For the terminally ill in our community, the right to end their life is a choice that they should be able to make. To allow this choice is the most compassionate thing we can do for these members of our community. The suffering of a prolonged death is an extremely traumatic experience for all involved. The broader Australian community overwhelmingly supports legislative change.

As other states debate this issue, it is time that the ACT be allowed to as well. Canberra should not be a second-class jurisdiction. We should be able to determine our own laws. It is our right. And it is the right of people in our community to be able to end their life with dignity.

MS CHEYNE (Ginninderra) (12.05): I thank most of the members for their contributions today and support today. Currently, as we have heard, federal legislation exists that is outdated, is paternalistic and reduces us as a jurisdiction. It is repugnant and reprehensible that it continues to operate and that the federal parliament could be so disrespectful to ACT and the Northern Territory citizens by allowing it to continue to operate in 2017. I am grateful that the majority of members here today agree with me and spoke so passionately.

I particularly thank Minister Ramsay for his comments and for drawing attention to the heart of the motion. A member’s personal views on voluntary assisted dying should not preclude them from supporting this motion.

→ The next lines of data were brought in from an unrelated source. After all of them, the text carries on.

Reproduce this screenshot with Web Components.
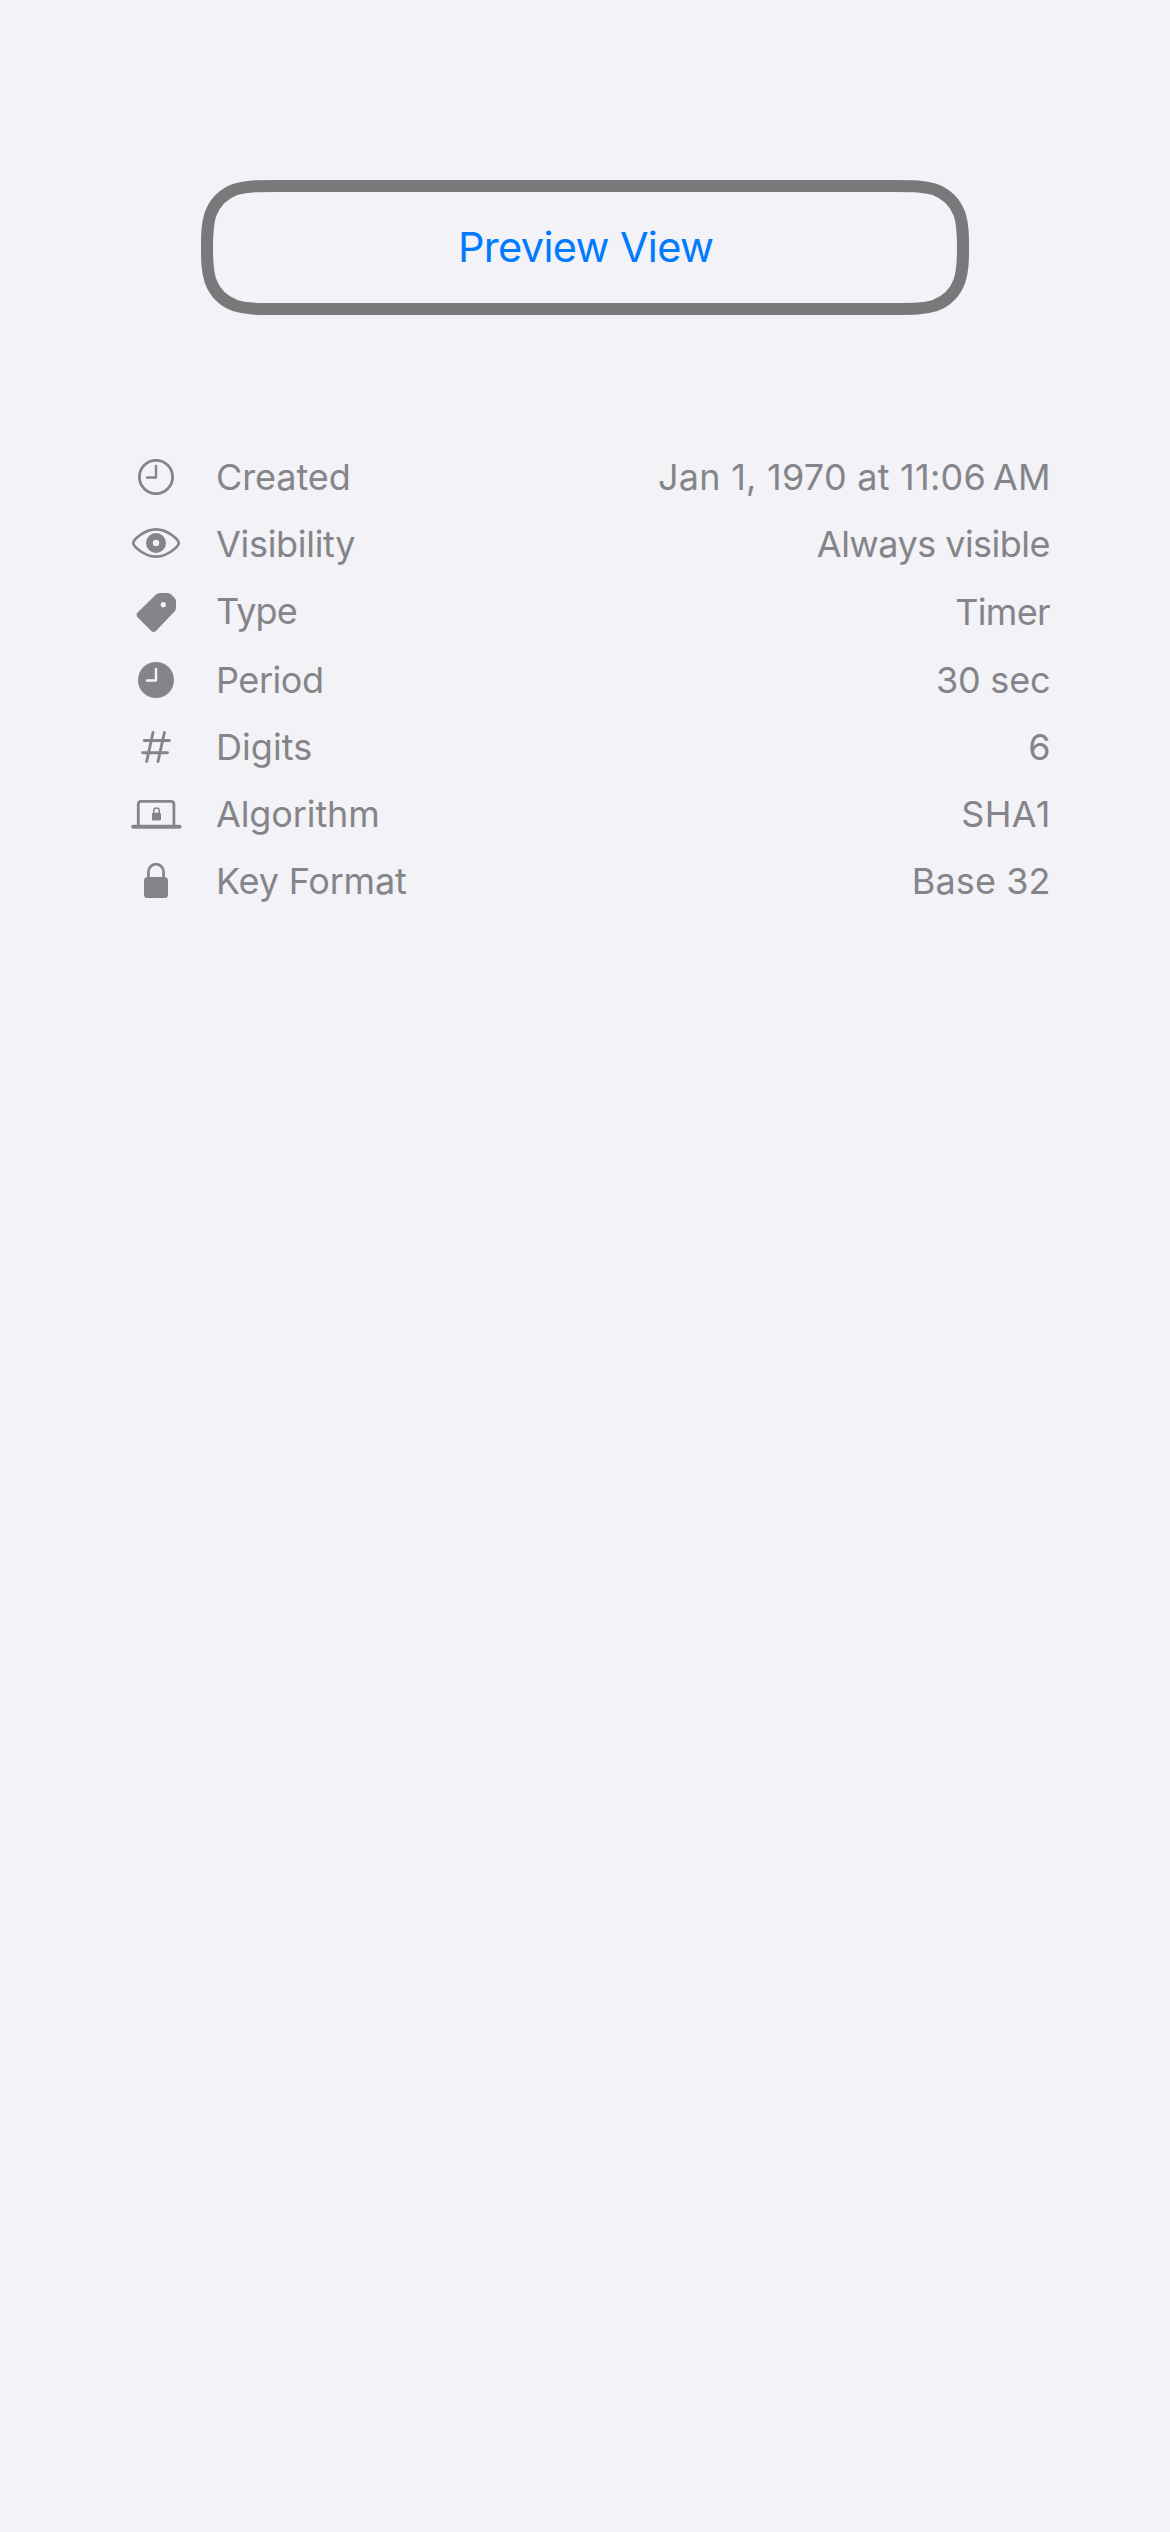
<!DOCTYPE html>
<html lang="en">
<head>
<meta charset="utf-8">
<title>Preview View</title>
<style>
html,body{margin:0;background:#f2f2f7}
body{min-height:2532px;font-family:Inter,"Liberation Sans",sans-serif}
</style>
</head>
<body>
<preview-screen></preview-screen>
<script>
const ICONS = {
  clock: '<circle cx="30" cy="33" r="16.6" stroke-width="2.8"/><path d="M30 22V33.5H21" stroke-width="2.4"/>',
  eye: '<path d="M7.2 32C7.2 29.5 17.2 18.4 30 18.4S52.8 29.5 52.8 32S42.8 45.6 30 45.6S7.2 34.5 7.2 32Z" stroke-width="2.7"/><circle cx="30" cy="32" r="6.6" stroke-width="6.8"/>',
  tag: '<path fill="currentColor" stroke="none" fill-rule="evenodd" d="M34.3 15H41.5Q43.7 15 45.2 16.500L48.5 19.8Q50 21.3 50 23.5V29.8Q50 32 48.5 33.5L30.2 52.8Q27.6 55.2 25 52.8L11.7 39.4Q9.3 36.9 11.8 34.3L29.8 16.700Q31.7 15 34.3 15ZM37.3 24.1A2.6 2.6 0 1 0 37.3 29.3A2.6 2.6 0 1 0 37.3 24.1Z"/>',
  period: '<circle cx="30" cy="33" r="18" fill="currentColor" stroke="none"/><path d="M30 22V33.5H21" stroke="#f2f2f7" stroke-width="2.4"/>',
  hash: '<path d="M27 18.5L20.7 47.5M38.4 18.5L32 47.5M18.2 26.5H43.4M16.7 38.8H41.5" stroke-width="2.9"/>',
  laptop: '<path d="M12.3 44V23.3Q12.3 20.4 15.2 20.4H45Q47.900 20.4 47.9 23.3V44" stroke-width="2.8"/><path d="M7.2 45.8H53.6" stroke-width="4"/><rect x="26" y="31.7" width="9" height="7.8" rx="1.3" fill="currentColor" stroke="none"/><path d="M27.8 32.5V29.7A2.7 2.7 0 0 1 33.2 29.7V32.5" stroke-width="1.5"/>',
  lock: '<rect x="18" y="29" width="24" height="21" rx="3.6" fill="currentColor" stroke="none"/><path d="M22.4 30V23.8A7.6 7.6 0 0 1 37.6 23.8V30" stroke-width="2.7"/>'
};

const ruler = document.createElement('canvas').getContext('2d');

// Outline of a rounded box whose corners ease continuously into the sides.
function smoothBox(x, y, w, h, r) {
  const ex = Math.min(1.52866 * r, w / 2), ey = Math.min(1.52866 * r, h / 2);
  const a = 1.08849 * r, b = .86841 * r, c = .63149 * r, d = .07491 * r, e = .37282 * r, f = .16906 * r;
  const R = x + w, B = y + h;
  return `M${x + ex} ${y}H${R - ex}
    C${R - a} ${y} ${R - b} ${y} ${R - c} ${y + d}C${R - e} ${y + f} ${R - f} ${y + e} ${R - d} ${y + c}C${R} ${y + b} ${R} ${y + a} ${R} ${y + ey}
    V${B - ey}C${R} ${B - a} ${R} ${B - b} ${R - d} ${B - c}C${R - f} ${B - e} ${R - e} ${B - f} ${R - c} ${B - d}C${R - b} ${B} ${R - a} ${B} ${R - ex} ${B}
    H${x + ex}C${x + a} ${B} ${x + b} ${B} ${x + c} ${B - d}C${x + e} ${B - f} ${x + f} ${B - e} ${x + d} ${B - c}C${x} ${B - b} ${x} ${B - a} ${x} ${B - ey}
    V${y + ey}C${x} ${y + a} ${x} ${y + b} ${x + d} ${y + c}C${x + f} ${y + e} ${x + e} ${y + f} ${x + c} ${y + d}C${x + b} ${y} ${x + a} ${y} ${x + ex} ${y}Z`;
}

// Text tracked so that its visible glyphs span the given width.
customElements.define('tracked-text', class extends HTMLElement {
  connectedCallback() {
    this.attachShadow({mode: 'open'}).innerHTML = `<style>
      :host{display:block;white-space:nowrap}
    </style><slot></slot>`;
    const text = this.textContent;
    const style = getComputedStyle(this);
    ruler.font = `${style.fontSize} ${style.fontFamily}`;
    const m = ruler.measureText(text);
    const ink = m.actualBoundingBoxRight + m.actualBoundingBoxLeft;
    if (text.length > 1) {
      const tracking = (Number(this.getAttribute('span')) - ink) / (text.length - 1);
      this.style.letterSpacing = tracking + 'px';
      this.style.marginRight = -tracking + 'px';
    }
  }
});

customElements.define('glyph-icon', class extends HTMLElement {
  connectedCallback() {
    this.attachShadow({mode: 'open'}).innerHTML = `<style>
      :host{display:block;width:60px;height:67px}
      svg{display:block}
    </style><svg width="60" height="67" viewBox="0 0 60 67" fill="none" stroke="currentColor" stroke-linecap="round" stroke-linejoin="round">${ICONS[this.getAttribute('name')]}</svg>`;
  }
});

customElements.define('preview-button', class extends HTMLElement {
  connectedCallback() {
    this.attachShadow({mode: 'open'}).innerHTML = `<style>
      :host{display:grid;width:768px;height:135px;color:#007aff;font-size:41.5px;line-height:50px}
      svg,tracked-text{grid-area:1/1}
      svg{display:block}
      tracked-text{place-self:center;padding:0 0 1px 2px}
    </style><svg width="768" height="135" viewBox="0 0 768 135" fill="none"><path stroke="#79797b" stroke-width="12" d="${smoothBox(6, 6, 756, 123, 45)}"/></svg><tracked-text span="252">${this.getAttribute('label')}</tracked-text>`;
  }
});

customElements.define('detail-row', class extends HTMLElement {
  connectedCallback() {
    const [labelSpan, valueSpan] = this.getAttribute('spans').split(' ');
    this.attachShadow({mode: 'open'}).innerHTML = `<style>
      :host{display:flex;height:67px;color:#858589;font-size:36px;line-height:66px}
      .label{margin-left:30px;flex:1}
      .value{padding-top:var(--value-drop,0px)}
    </style><glyph-icon name="${this.getAttribute('icon')}"></glyph-icon>
    <div class="label"><tracked-text span="${labelSpan}">${this.getAttribute('label')}</tracked-text></div>
    <div class="value"><tracked-text span="${valueSpan}">${this.getAttribute('value')}</tracked-text></div>`;
  }
});

customElements.define('preview-screen', class extends HTMLElement {
  connectedCallback() {
    this.attachShadow({mode: 'open'}).innerHTML = `<style>
      :host{display:flex;flex-direction:column;align-items:center;box-sizing:border-box;width:1170px;height:2532px;padding-top:180px}
      .details{display:flex;flex-direction:column;align-self:stretch;margin:129px 119.5px 0 126px}
      .tall{height:69px;--value-drop:1px}
    </style>
    <preview-button label="Preview View"></preview-button>
    <div class="details">
      <detail-row icon="clock" label="Created" value="Jan 1, 1970 at 11:06&#8239;AM" spans="130.7 389"></detail-row>
      <detail-row icon="eye" label="Visibility" value="Always visible" spans="139.3 232.7"></detail-row>
      <detail-row class="tall" icon="tag" label="Type" value="Timer" spans="79.7 93.7"></detail-row>
      <detail-row icon="period" label="Period" value="30 sec" spans="103 111"></detail-row>
      <detail-row icon="hash" label="Digits" value="6" spans="92.3 19"></detail-row>
      <detail-row icon="laptop" label="Algorithm" value="SHA1" spans="161.3 84.7"></detail-row>
      <detail-row icon="lock" label="Key Format" value="Base 32" spans="188 133.7"></detail-row>
    </div>`;
  }
});
</script>
</body>
</html>
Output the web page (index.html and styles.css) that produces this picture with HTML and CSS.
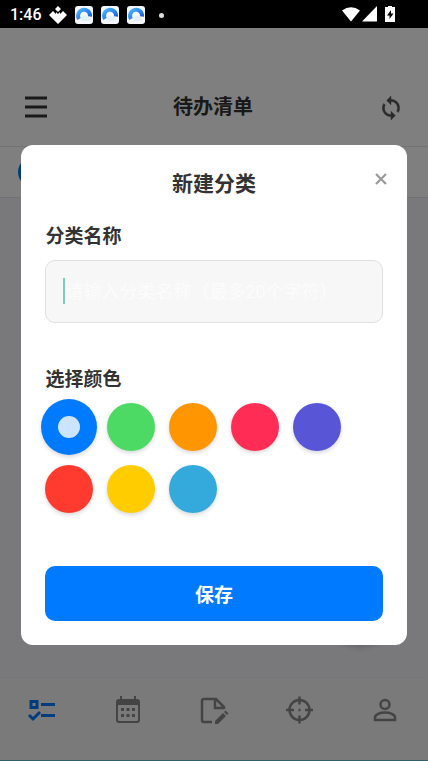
FILE: index.html
```html
<!DOCTYPE html>
<html lang="zh-CN">
<head>
<meta charset="utf-8">
<meta name="viewport" content="width=device-width, initial-scale=1">
<title>待办清单</title>
<link rel="stylesheet" href="styles.css">
</head>
<body>
<svg class="defs" aria-hidden="true">
  <defs>
    <linearGradient id="arc" x1="0" y1="0" x2="1" y2="1"><stop offset="0" stop-color="#48b4ff"/><stop offset="1" stop-color="#1857dd"/></linearGradient>
    <symbol id="app" viewBox="0 0 18 18">
      <rect width="18" height="18" rx="3" fill="#f4f8fc"/>
      <path d="M4 13A6 6 0 1 1 15 10.500" fill="none" stroke="url(#arc)" stroke-width="4"/>
      <path d="M7 15a3 3 0 0 1 1-5 4 4 0 0 1 5 1 3 3 0 0 1 2 4z" fill="#e3f0fb"/>
    </symbol>
  </defs>
</svg>
<div class="status">
  <span class="clock">1:46</span>
  <svg class="drop" viewBox="0 0 18 18"><path d="M9 0l3 3-3 3-3-3zM4 5l3 3V6l2 2 2-2v2l3-3 4 4-9 9-9-9z" fill="#fff"/></svg>
  <svg class="app"><use href="#app"/></svg>
  <svg class="app"><use href="#app"/></svg>
  <svg class="app"><use href="#app"/></svg>
  <span class="dot"></span>
  <svg class="signals" viewBox="0 0 54 18" fill="#fff">
    <path d="M0 4.500Q9-2 18 4.500L9 15.500z"/><path d="M20 15.500L35 0v15.500z"/>
    <path fill-rule="evenodd" d="M46 0h4v1h3v15H43V1h3zM49 4l-4 5.500h2.500V13l4-5.500H49z"/>
  </svg>
</div>
<div class="screen">
  <header class="topbar">
    <button class="icon-btn" aria-label="菜单"><svg class="menu-icon" viewBox="0 0 22 22"><path d="M0 2h22M0 11h22M0 20h22" stroke="#333" stroke-width="3"/></svg></button>
    <h1>待办清单</h1>
    <button class="icon-btn" aria-label="同步"><svg class="sync-icon" viewBox="0 0 24 24"><path fill="#555" stroke="#555" stroke-width=".4" d="M12 4V1L8 5l4 4V6c3.310 0 6 2.690 6 6 0 1.010-.25 1.970-.7 2.800l1.460 1.460A7.930 7.930 0 0 0 20 12c0-4.420-3.580-8-8-8zm0 14c-3.310 0-6-2.690-6-6 0-1.010.25-1.970.7-2.800L5.240 7.740A7.930 7.930 0 0 0 4 12c0 4.420 3.580 8 8 8v3l4-4-4-4z"/></svg></button>
  </header>
  <div class="filters"><span class="chip"></span></div>
  <main class="list"><span class="fab"></span></main>
  <nav class="tabs">
    <a href="#todo" aria-label="待办"><svg viewBox="0 0 32 32" fill="none" stroke="#007aff" stroke-width="3"><path d="M4 8.500h6v6H4zM14 11.500h14M14 22.500h14M2 22l4 4 7-7"/></svg></a>
    <a href="#calendar" aria-label="日历"><svg viewBox="0 0 32 32"><path fill="#888" fill-rule="evenodd" d="M8 3h2v3h12V3h2v3h1a3 3 0 0 1 3 3v18a3 3 0 0 1-3 3H7a3 3 0 0 1-3-3V9a3 3 0 0 1 3-3h1zM6 12v14.500q0 1.500 1.500 1.500h17q1.500 0 1.500-1.500V12zM9 15h3v3H9zm5.500 0h3v3h-3zm5.500 0h3v3h-3zM9 21h3v3H9zm5.500 0h3v3h-3zm5.500 0h3v3h-3z"/></svg></a>
    <a href="#notes" aria-label="笔记"><svg viewBox="0 0 32 32" fill="none" stroke="#888" stroke-width="2.500"><path d="M14 29H6a2 2 0 0 1-2-2V8a2 2 0 0 1 2-2h12l8 8v2M17 6v9h9"/><path fill="#888" stroke="none" d="M17 28l8-8 3 3-8 8h-3zM26 19l1.500-1.500 3 3L29 22z"/></svg></a>
    <a href="#focus" aria-label="专注"><svg viewBox="0 0 32 32" fill="none" stroke="#888" stroke-width="2.500"><circle cx="15.500" cy="17" r="10"/><path d="M15.500 3.500v8M15.500 22.500v8M2 17h8M21 17h8M14.500 17h2"/></svg></a>
    <a href="#profile" aria-label="我的"><svg viewBox="0 0 32 32" fill="none" stroke="#888" stroke-width="2.500"><circle cx="16" cy="11.500" r="4.500"/><path d="M6 27v-2.500c0-3 5-5 10-5s10 2 10 5V27z"/></svg></a>
  </nav>
  <div class="overlay">
    <form class="dialog">
      <div class="dialog-head">
        <h2>新建分类</h2>
        <button class="close" type="button" aria-label="关闭"><svg viewBox="0 0 12 12"><path d="M1 1l10 10M11 1L1 11" stroke="#999" stroke-width="2.200"/></svg></button>
      </div>
      <label class="label" for="name">分类名称</label>
      <div class="field"><span class="caret"></span><input id="name" type="text" placeholder="请输入分类名称（最多20个字符）"></div>
      <fieldset>
        <legend class="label">选择颜色</legend>
        <div class="colors">
          <input class="blue" type="radio" name="color" aria-label="蓝色" checked>
          <input class="green" type="radio" name="color" aria-label="绿色">
          <input class="orange" type="radio" name="color" aria-label="橙色">
          <input class="pink" type="radio" name="color" aria-label="粉色">
          <input class="purple" type="radio" name="color" aria-label="紫色">
          <input class="red" type="radio" name="color" aria-label="红色">
          <input class="yellow" type="radio" name="color" aria-label="黄色">
          <input class="cyan" type="radio" name="color" aria-label="青色">
        </div>
      </fieldset>
      <button class="save" type="button">保存</button>
    </form>
  </div>
</div>
</body>
</html>
```
FILE: styles.css
```css
* { box-sizing: border-box; }
body {
  margin: 0;
  min-height: 100vh;
  display: flex;
  flex-direction: column;
  font-family: Roboto, "Noto Sans CJK SC", sans-serif;
  color: #333;
}
button { border: 0; padding: 0; background: none; color: inherit; font: inherit; }
svg { display: block; }
h1, h2 { margin: 0; font-weight: 700; }
.defs { position: absolute; width: 0; height: 0; }

.status {
  display: flex;
  align-items: center;
  gap: 8px;
  height: 28px;
  padding: 2px 32px 0 10px;
  background: #000;
  color: #fff;
}
.clock { font-size: 16px; font-weight: 500; line-height: 26px; }
.drop, .app { width: 18px; height: 18px; }
.drop { margin-left: -1px; }
.dot { width: 5px; height: 5px; margin-left: 6px; border-radius: 50%; background: #ddd; }
.signals { width: 54px; height: 18px; margin-left: auto; }

.screen {
  position: relative;
  flex: 1;
  display: flex;
  flex-direction: column;
  background: #f2f2f7;
}
.topbar {
  display: flex;
  align-items: center;
  justify-content: space-between;
  height: 119px;
  padding: 40px 26px 0 24px;
  background: #fff;
  border-bottom: 1px solid #e5e5ea;
}
.topbar h1 { font-size: 20px; line-height: 28px; }
.icon-btn { display: grid; place-items: center; width: 24px; height: 24px; }
.menu-icon { width: 22px; height: 22px; }
.sync-icon { width: 26px; height: 26px; }
.filters {
  display: flex;
  align-items: center;
  height: 51px;
  padding: 0 18px;
  background: #fff;
  border-bottom: 1px solid #e5e5ea;
}
.chip { width: 80px; height: 30px; border-radius: 15px; background: #007aff; }
.list { flex: 1; display: flex; align-items: flex-end; justify-content: flex-end; padding: 36px 44px; }
.fab { width: 48px; height: 48px; border-radius: 50%; background: #007aff; box-shadow: 0 3px 8px rgba(0, 0, 0, .4); }
.tabs {
  display: grid;
  grid-template-columns: repeat(5, 1fr);
  height: 84px;
  padding-top: 15px;
  background: #f5f5f7;
  border-top: 1px solid #ececf0;
  border-bottom: 1px solid #60c0d8;
}
.tabs a { display: flex; justify-content: center; }
.tabs svg { width: 32px; height: 32px; }

.overlay {
  position: absolute;
  inset: 0;
  display: flex;
  align-items: center;
  justify-content: center;
  background: rgba(0, 0, 0, .5);
}
.dialog {
  width: 90%;
  padding: 24px;
  border-radius: 12px;
  background: #fff;
}
.dialog-head { position: relative; text-align: center; }
.dialog-head h2 { font-size: 21px; line-height: 31px; }
.close { position: absolute; top: 0; right: -8px; display: grid; place-items: center; width: 20px; height: 20px; }
.close svg { width: 12px; height: 12px; }
.label { display: block; padding: 0; font-size: 19px; font-weight: 700; line-height: 27px; }
.dialog > .label { margin-top: 23px; }
.field {
  display: flex;
  align-items: center;
  height: 63px;
  margin-top: 10px;
  padding: 0 17px;
  border: 1px solid #e0e0e0;
  border-radius: 10px;
  background: #f7f7f7;
}
.caret { width: 2px; height: 26px; background: #80c9be; }
.field input {
  flex: 1;
  min-width: 0;
  padding: 0;
  border: 0;
  outline: 0;
  background: none;
  font: inherit;
  font-size: 18px;
}
.field input::placeholder { color: #fcfcfc; opacity: 1; }
fieldset { margin: 43px 0 0; padding: 0; border: 0; min-width: 0; }
.colors { display: flex; flex-wrap: wrap; gap: 14px; margin-top: 10px; }
.colors input {
  appearance: none;
  display: grid;
  place-items: center;
  width: 48px;
  height: 48px;
  margin: 0;
  border-radius: 50%;
  box-shadow: 0 2px 4px rgba(0, 0, 0, .16);
}
.colors input:checked { width: 56px; height: 56px; margin: -4px; }
.colors input:checked::after { content: ""; width: 22px; height: 22px; border-radius: 50%; background: rgba(255, 255, 255, .8); }
.blue { background: #007aff; }
.green { background: #4cd964; }
.orange { background: #ff9500; }
.pink { background: #ff2d55; }
.purple { background: #5856d6; }
.red { background: #ff3b30; }
.yellow { background: #ffcc00; }
.cyan { background: #34aadc; }
.save {
  display: block;
  width: 100%;
  height: 55px;
  margin-top: 53px;
  border-radius: 10px;
  background: #007aff;
  color: #fff;
  font-size: 19px;
  font-weight: 700;
}
```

I do not thank the opposition leader for intentionally misrepresenting the motion as a front for trying to stir fear and to put forward his own conservative views. This motion is about restoring territory rights and having a mature debate about something that is of significance to so many people. I am appalled, and we should all be appalled, that the opposition leader would support the continued restriction on our powers in this place. By doing so, Mr Coe is disrespecting this institution, the elected members, including those of the party he leads, and the citizens of the ACT. By doing so, Mr Coe has effectively said he does not trust the citizens of the ACT to have a genuine debate about the possibility of a voluntary assisted dying scheme. His disrespect is shameful and it should be widely condemned.

Knowing the views of some of the members on the other side, and the respect that I thought many of them had for this institution and for ACT citizens—although I did hear Mrs Jones laughing before—it is unfathomable to me, or at least it was unfathomable to me, that they supported this position, the position that Mr Coe put forward, in their party room.

While they are not the subject of this motion, I need to address two things Mr Coe raised. Mr Coe spoke about the sanctity of life. What is more sacred in our lives than the final decision, the final moments, in our lives? Why should someone’s final moments be full of pain and undignified? What a way to leave this world!